Space storm fizzles
Satellites survive 'drizzle'
November 18, 1998
by Paul Hoversten
Satellite operators were relieved Tuesday after their
spacecraft weathered the most intense meteor storm in
three decades with no major damage.

One of many: A multiple-exposure photo
captures a meteor, upper left, over Cape
Enrage lighthouse in New Brunswick early
Tuesday. |
Though the Leonid meteor storm put on a spectacular
show in East Asia, it turned out to be less menacing to
spacecraft than predicted.
Scientists had estimated up to 5,000 meteors an hour
might be visible as Earth passed through the dusty wake
of Comet Tempel-Tuttle, which orbits the sun every 33
years.
Early data indicated an hourly count of only a few
hundred meteors.
"We were concerned we would have a hurricane, and it
turned out to be a gentle drizzle," said Air Force Col.
Mike Kelly, spokesman for U.S. Space Command in Colorado
Springs, Colo.
The command operates 60 satellites worth $ 40
billion.
All of the approximately 600 satellites orbiting
Earth at altitudes ranging from a few hundred to 22,500
miles were bathed in speeding dust particles from the
comet.
The meteors made for a blazing show where the sky was
darkest and clearest from 2 p.m. to 4 p.m. ET. Millions
gazed skyward from the Mongolian steppes and Australian
outback to the streets of Tokyo.
"I witnessed a number of fireballs or shooting stars
which were bright enough to illuminate the faces of
observers," Chinese astronomer Zhu Jin told a reporter
in Beijing.
Earth's orbit takes it through the comet's wake each
November. But this year was predicted to be more intense
than normal. Tempel-Tuttle's dust stream is especially
thick because the comet swung close to the sun in
February.
That close pass, coming for the first time since
1966, burned off a greater-than-normal amount of comet
dust.
The fear was that the particles -- traveling at 43
miles per second -- might shred the satellites' solar
arrays, damage sensitive instruments or cause
short-circuits by creating electrically-charged clouds.

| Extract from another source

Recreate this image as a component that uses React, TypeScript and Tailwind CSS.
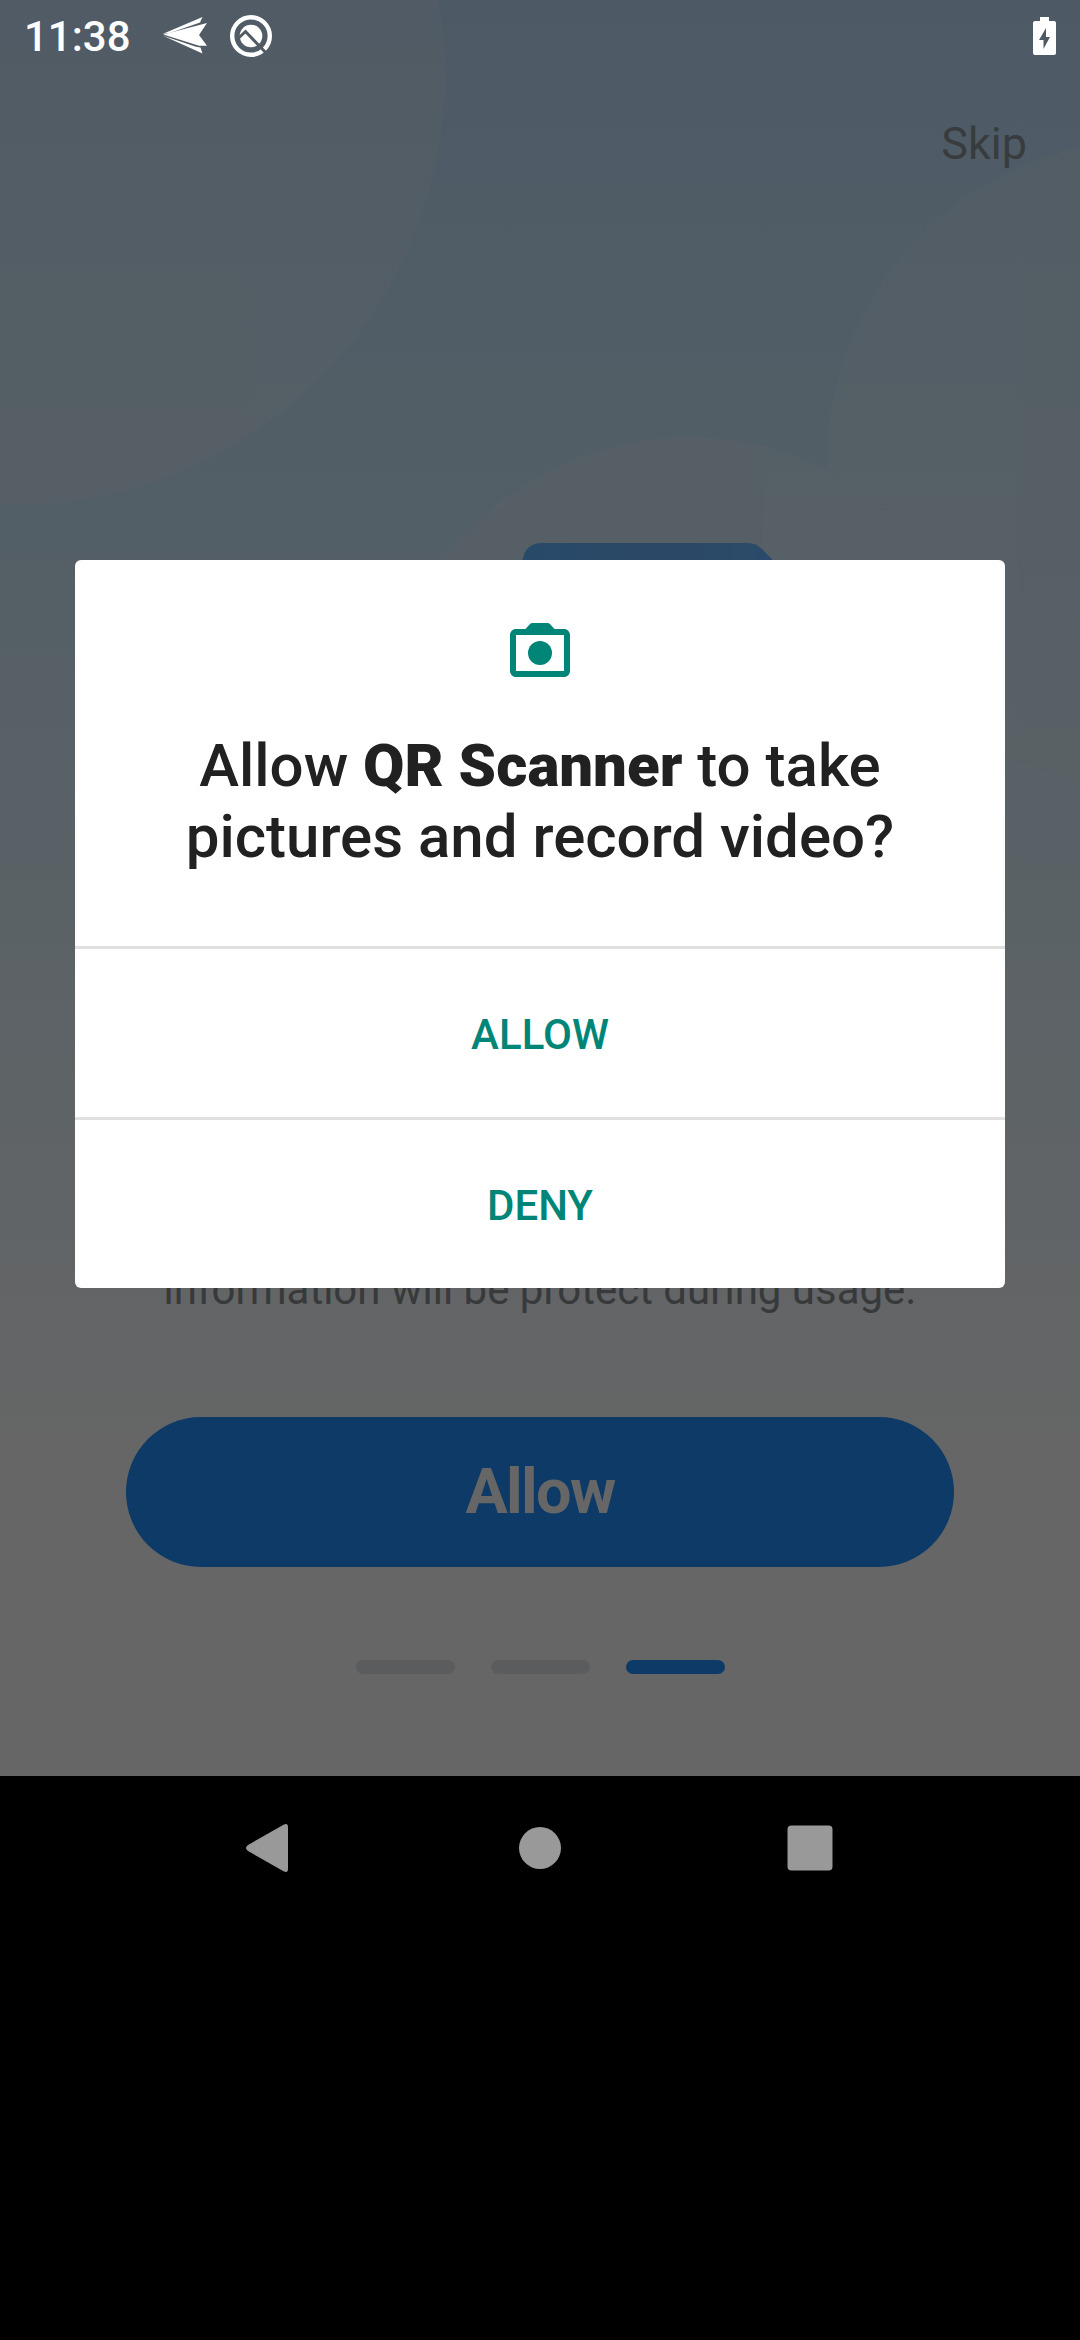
const title = "text-[60px] leading-[71px] font-medium text-[#212121] text-center";

function Backdrop() {
  return (
    <svg className="absolute inset-0 w-full h-full" viewBox="0 0 1080 1776" aria-hidden="true">
      <defs>
        <linearGradient id="sky" x1="0" y1="0" x2="0" y2="1">
          <stop offset="0" stopColor="#4d5a66" />
          <stop offset="0.3" stopColor="#535f66" />
          <stop offset="0.83" stopColor="#666666" />
          <stop offset="1" stopColor="#666666" />
        </linearGradient>
        <linearGradient id="device" x1="0" y1="0" x2="1" y2="0">
          <stop offset="0" stopColor="#284a69" />
          <stop offset="0.5" stopColor="#2b4866" />
          <stop offset="0.85" stopColor="#2b4b69" />
          <stop offset="1" stopColor="#29466e" />
        </linearGradient>
      </defs>
      <rect width="1080" height="1776" fill="url(#sky)" />
      <g fill="#656566" opacity="0.18">
        <circle cx="15" cy="75" r="430" />
        <circle cx="1152" cy="463" r="325" />
        <circle cx="689" cy="745" r="308" />
      </g>
      <path d="M522 620V563Q524 543 542 543H748Q756 543 762 549L790 578V620Z" fill="url(#device)" />
    </svg>
  );
}

function StatusBar() {
  return (
    <header className="relative flex h-[72px] items-center justify-between px-[24px] text-white">
      <div className="flex items-center">
        <span className="w-[108px] text-[42px] leading-[49px] font-medium whitespace-nowrap">11:38</span>
        <svg className="ml-[30px] w-[46px] h-[40px]" viewBox="0 0 46 40" fill="#fff">
          <path d="M.5 18 40.500 1 38 6.500 8 17Z" />
          <path d="M1.300 18.500 45 7 37 19 45 29.800 37 29.800Z" />
          <path d="M.5 19.500 34 30.800 38.500 31.500 40.500 37.500Z" />
        </svg>
        <svg className="ml-[21px] w-[44px] h-[44px]" viewBox="0 0 44 44">
          <mask id="slash">
            <rect width="44" height="44" fill="#fff" />
            <path d="M7.500 26 16.500 17.500 38 40" stroke="#000" strokeWidth="3" fill="none" />
          </mask>
          <g mask="url(#slash)">
            <circle cx="22" cy="22" r="18.800" stroke="#fff" strokeWidth="4.400" fill="none" />
            <circle cx="22" cy="22" r="11.300" fill="#fff" />
          </g>
        </svg>
      </div>
      <svg className="w-[23px] h-[38px]" viewBox="0 0 23 38">
        <path d="M7 0H16V4H21Q23 4 23 6V36Q23 38 21 38H2Q0 38 0 36V6Q0 4 2 4H7ZM13 11 6 23H10.500V32L17 20H13Z" fill="#fff" fillRule="evenodd" />
      </svg>
    </header>
  );
}

function PermissionDialog() {
  return (
    <section role="dialog" className="absolute left-[75px] top-[560px] w-[930px] h-[728px] rounded-[6px] bg-white overflow-hidden">
      <div className="flex h-[386px] flex-col items-center pt-[54px]">
        <svg className="w-[72px] h-[72px]" viewBox="0 0 24 24" fill="#008577">
          <path fillRule="evenodd" d="M20 5h-3.170L15.400 3.400Q15 3 14.500 3h-5Q9 3 8.600 3.400L7.170 5H4C2.900 5 2 5.900 2 7v12c0 1.100.9 2 2 2h16c1.100 0 2-.9 2-2V7c0-1.100-.9-2-2-2Zm0 14H4V7h16v12Z" />
          <circle cx="12" cy="13" r="4" />
        </svg>
        <h1 className={title + " mt-[44px]"}>
          Allow <b className="font-black">QR Scanner</b> to take
          <br />
          pictures and record video?
        </h1>
      </div>
      <button className="block h-[171px] w-full border-t-[3px] border-[#e0e0e0] pt-[2px] text-[42px] leading-[49px] font-medium text-[#008577]">ALLOW</button>
      <button className="block h-[171px] w-full border-t-[3px] border-[#e0e0e0] pt-[2px] text-[42px] leading-[49px] font-medium text-[#008577]">DENY</button>
    </section>
  );
}

function NavigationBar() {
  return (
    <nav className="flex h-[144px] items-center justify-center gap-[198px]">
      <svg className="w-[72px] h-[72px]" viewBox="0 0 72 72" fill="#999">
        <path d="M54 15V57Q54 61 50 59.500L14 39Q10 36 14 33L50 12.500Q54 11 54 15Z" />
      </svg>
      <svg className="w-[72px] h-[72px]" viewBox="0 0 72 72" fill="#999">
        <circle cx="36" cy="36" r="21" />
      </svg>
      <svg className="w-[72px] h-[72px]" viewBox="0 0 72 72" fill="#999">
        <rect x="13.500" y="13.500" width="45" height="45" rx="4" />
      </svg>
    </nav>
  );
}

export default function App() {
  return (
    <div className="h-[2340px] w-[1080px] overflow-hidden bg-black font-['Roboto',sans-serif]">
      <main className="relative flex h-[1776px] flex-col overflow-hidden">
        <Backdrop />
        <StatusBar />
        <div className="relative flex justify-end pr-[53px] pt-[45px] text-[45px] leading-[53px] text-[#383c3f]">Skip</div>
        <div className="relative mt-auto flex flex-col items-center pb-[102px]">
          <p className="text-[42px] leading-[49px] text-[#38393a]">information will be protect during usage.</p>
          <div className="mt-[103px] flex h-[150px] w-[828px] items-center justify-center rounded-full bg-[#0d3a66] text-[63px] leading-[74px] font-bold tracking-[-1.7px] text-[#666]">Allow</div>
          <div className="mt-[93px] flex gap-[36px]">
            <i className="h-[14px] w-[99px] rounded-full bg-[#5b5c5e]" />
            <i className="h-[14px] w-[99px] rounded-full bg-[#5b5c5e]" />
            <i className="h-[14px] w-[99px] rounded-full bg-[#0d3a66]" />
          </div>
        </div>
        <PermissionDialog />
      </main>
      <NavigationBar />
    </div>
  );
}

None of those scenarios emerged Tuesday after the
brunt of the storm had passed.
"Everything's working fine as far as we can tell,"
said Susan Gordon, spokeswoman for Intelsat in
Washington, D.C. But just in case, Intelsat plans to
keep the solar arrays on its 25 satellites pointed
edge-on to the dust stream until today to minimize
damage from stray particles.
Only one satellite has ever been destroyed by a
meteor shower: the European Space Agency's Olympus
communications satellite in 1993.
If the storm was light this year, that could mean
next year's storm will be far heavier. A moderately
strong Leonid in 1965 presaged the most intense meteor
storm on record the following year.
"The Leonids have shown themselves to be
unpredictable, and that unpredictablity is going to
concern us more than anything," Kelly said.